Brahim Mokhtar Boumakhrouta (born 18 December 1953, in El Aaiun, Western Sahara) is the Sahrawi Arab Democratic Republic Minister of Cooperation. He is a prominent member of the Sahrawi Arab Democratic Republic (SADR) diplomatic corps. He has had several postings around the world, both as Polisario representative and SADR ambassador. He has also held two positions in the SADR government, Secretary General of Government (cabinet position) 2001-2003 and Director of Protocol 2003-2007 of the President Mohamed Abdelaziz.

Mokhtar grew up in El Aaiun and studied economic science at the University of Málaga, Spain.

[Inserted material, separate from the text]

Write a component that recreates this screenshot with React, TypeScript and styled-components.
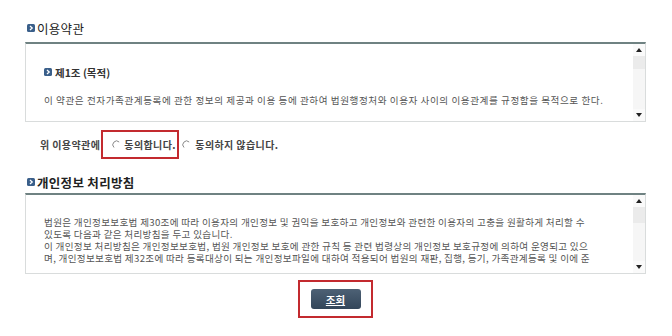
import React from "react";
import styled, { createGlobalStyle } from "styled-components";

const Global = createGlobalStyle`
  html, body { margin: 0; padding: 0; background: #fff; }
  body { font-family: "Noto Sans CJK KR", "Noto Sans", sans-serif; color: #333; }
`;

const Page = styled.div`
  width: 621px;
  padding: 20px 0 0 25px;
  display: flex;
  flex-direction: column;
`;

const Title = styled.div<{ $bold?: boolean; $h: number; $pt?: number }>`
  height: ${(p) => p.$h}px;
  box-sizing: border-box;
  padding-top: ${(p) => p.$pt ?? 0}px;
  display: flex;
  align-items: flex-start;
  gap: 2px;
  padding-left: 2px;
  font-size: 12.5px;
  line-height: 18px;
  font-weight: ${(p) => (p.$bold ? 700 : 400)};
  color: #222;
  letter-spacing: 0.3px;
`;

const BulletWrap = styled.span`
  padding-top: 4px;
  display: flex;
`;

const Box = styled.div<{ $h: number }>`
  height: ${(p) => p.$h}px;
  box-sizing: border-box;
  border: 1px solid #d9dcdc;
  border-top: 2px solid #6f8282;
  display: flex;
`;

const Content = styled.div<{ $pt: number }>`
  flex: 1;
  padding: ${(p) => p.$pt}px 0 0 18px;
  overflow: hidden;
`;

const Article = styled.div`
  display: flex;
  align-items: center;
  gap: 3px;
  font-size: 10.5px;
  font-weight: 700;
  color: #333;
  height: 16px;
  margin-bottom: 14px;
`;

const Body = styled.div<{ $ls?: number }>`
  font-size: 9.6px;
  line-height: 12px;
  color: #555;
  letter-spacing: ${(p) => p.$ls ?? 0.3}px;
  white-space: nowrap;
`;

const Scroll = styled.div`
  width: 12px;
  background: #f6f6f6;
  display: flex;
  flex-direction: column;
  justify-content: space-between;
  align-items: center;
`;

const ScrollTop = styled.div`
  width: 100%;
  display: flex;
  flex-direction: column;
  align-items: center;
`;

const Arrow = styled.div`
  width: 12px;
  height: 12px;
  display: flex;
  align-items: center;
  justify-content: center;
  background: #fafafa;
`;

const Thumb = styled.div<{ $h: number }>`
  width: 12px;
  height: ${(p) => p.$h}px;
  background: #ebebeb;
`;

const AgreeRow = styled.div`
  height: 44px;
  display: flex;
  align-items: center;
  padding-left: 15px;
  font-size: 10px;
  color: #444;
  letter-spacing: 0.4px;
`;

const Lead = styled.span`
  font-weight: 700;
`;

const Highlight = styled.div`
  box-sizing: border-box;
  width: 78px;
  height: 29px;
  border: 2px solid #c32a2f;
  display: flex;
  align-items: center;
  padding-left: 9px;
  gap: 3px;
  margin-left: 1px;
  font-weight: 700;
`;

const Option = styled.div`
  display: flex;
  align-items: center;
  gap: 4px;
  margin-left: 3px;
  font-weight: 700;
`;

const ButtonRow = styled.div`
  display: flex;
  justify-content: center;
  padding-top: 6px;
`;

const ButtonFrame = styled.div`
  box-sizing: border-box;
  width: 75px;
  height: 38px;
  border: 2px solid #c32a2f;
  display: flex;
  align-items: center;
  justify-content: center;
`;

const Button = styled.button`
  width: 50px;
  height: 20px;
  border: none;
  border-radius: 3px;
  background: linear-gradient(#4d6175, #33465a);
  color: #fff;
  font-family: inherit;
  font-size: 10.5px;
  font-weight: 700;
  text-decoration: underline;
  padding: 0;
  display: flex;
  align-items: center;
  justify-content: center;
`;

const Bullet = () => (
  <svg width="8" height="8" viewBox="0 0 8 8" style={{ flex: "none" }}>
    <rect x="0" y="0" width="8" height="8" rx="1.5" fill="#3a5f8a" />
    <path d="M3 2 L5.2 4 L3 6" stroke="#fff" strokeWidth="1.3" fill="none" />
  </svg>
);

const Radio = () => (
  <svg width="9" height="9" viewBox="0 0 9 9">
    <path d="M7.2 2 A3.5 3.5 0 1 0 2 7.5" stroke="#888" strokeWidth="1" fill="none" />
  </svg>
);

const Up = () => (
  <svg width="6" height="4" viewBox="0 0 6 4">
    <path d="M0 4 L3 0 L6 4 Z" fill="#222" />
  </svg>
);
const Down = () => (
  <svg width="6" height="4" viewBox="0 0 6 4">
    <path d="M0 0 L3 4 L6 0 Z" fill="#222" />
  </svg>
);

const Scrollbar = ({ thumb }: { thumb: number }) => (
  <Scroll>
    <ScrollTop>
      <Arrow><Up /></Arrow>
      <Thumb $h={thumb} />
    </ScrollTop>
    <Arrow><Down /></Arrow>
  </Scroll>
);

export default function App() {
  return (
    <>
      <Global />
      <Page>
        <Title $h={22}>
          <BulletWrap><Bullet /></BulletWrap>
          <span>이용약관</span>
        </Title>
        <Box $h={80}>
          <Content $pt={20}>
            <Article><Bullet />제1조 (목적)</Article>
            <Body $ls={0.55}>이 약관은 전자가족관계등록에 관한 정보의 제공과 이용 등에 관하여 법원행정처와 이용자 사이의 이용관계를 규정함을 목적으로 한다.</Body>
          </Content>
          <Scrollbar thumb={13} />
        </Box>
        <AgreeRow>
          <Lead>위 이용약관에</Lead>
          <Highlight><Radio />동의합니다.</Highlight>
          <Option><Radio />동의하지 않습니다.</Option>
        </AgreeRow>
        <Title $bold $h={27} $pt={8}>
          <BulletWrap><Bullet /></BulletWrap>
          <span>개인정보 처리방침</span>
        </Title>
        <Box $h={81}>
          <Content $pt={21}>
            <Body>
              법원은 개인정보보호법 제30조에 따라 이용자의 개인정보 및 권익을 보호하고 개인정보와 관련한 이용자의 고충을 원활하게 처리할 수<br />
              있도록 다음과 같은 처리방침을 두고 있습니다.<br />
              이 개인정보 처리방침은 개인정보보호법, 법원 개인정보 보호에 관한 규칙 등 관련 법령상의 개인정보 보호규정에 의하여 운영되고 있으<br />
              며, 개인정보보호법 제32조에 따라 등록대상이 되는 개인정보파일에 대하여 적용되어 법원의 재판, 집행, 등기, 가족관계등록 및 이에 준
            </Body>
          </Content>
          <Scrollbar thumb={16} />
        </Box>
        <ButtonRow>
          <ButtonFrame>
            <Button>조회</Button>
          </ButtonFrame>
        </ButtonRow>
      </Page>
    </>
  );
}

In 1976, he opened the POLISARIO office in Stockholm, Sweden.

== Diplomatic postings ==
- 1976–1978 POLISARIO representative in Stockholm for Nordic countries.
- 1978–1980 Minister Council for West Africa at SADR embassy in Benin.
- 1980–1982 Minister Council for Central America with responsibility for Caribbean islands at SADR embassy in Panama.
- 1982–1987 SADR Ambassador for Mozambique and Southern Africa.
- 1987–1995 SADR Ambassador for Ethiopia, OAU and East Africa.
- 1987–1995 Permanent representative at Organization of African Unity for SADR.
- 1995–2001 POLISARIO representative in London for the United Kingdom & Ireland.
- 2001–2003 Secretary General of Government, SADR Government.
- 2003–2007 Director of Protocol, President of SADR.
- 2007–2012 POLISARIO representative in Stockholm for Nordic countries.
- 2012 SADR Delegate Minister for Africa.
- 2012–current SADR Minister of Cooperation.

Mokhtar has also carried out punctual diplomatic missions in 74 countries on behalf of the Sahrawi Arab Democratic Republic.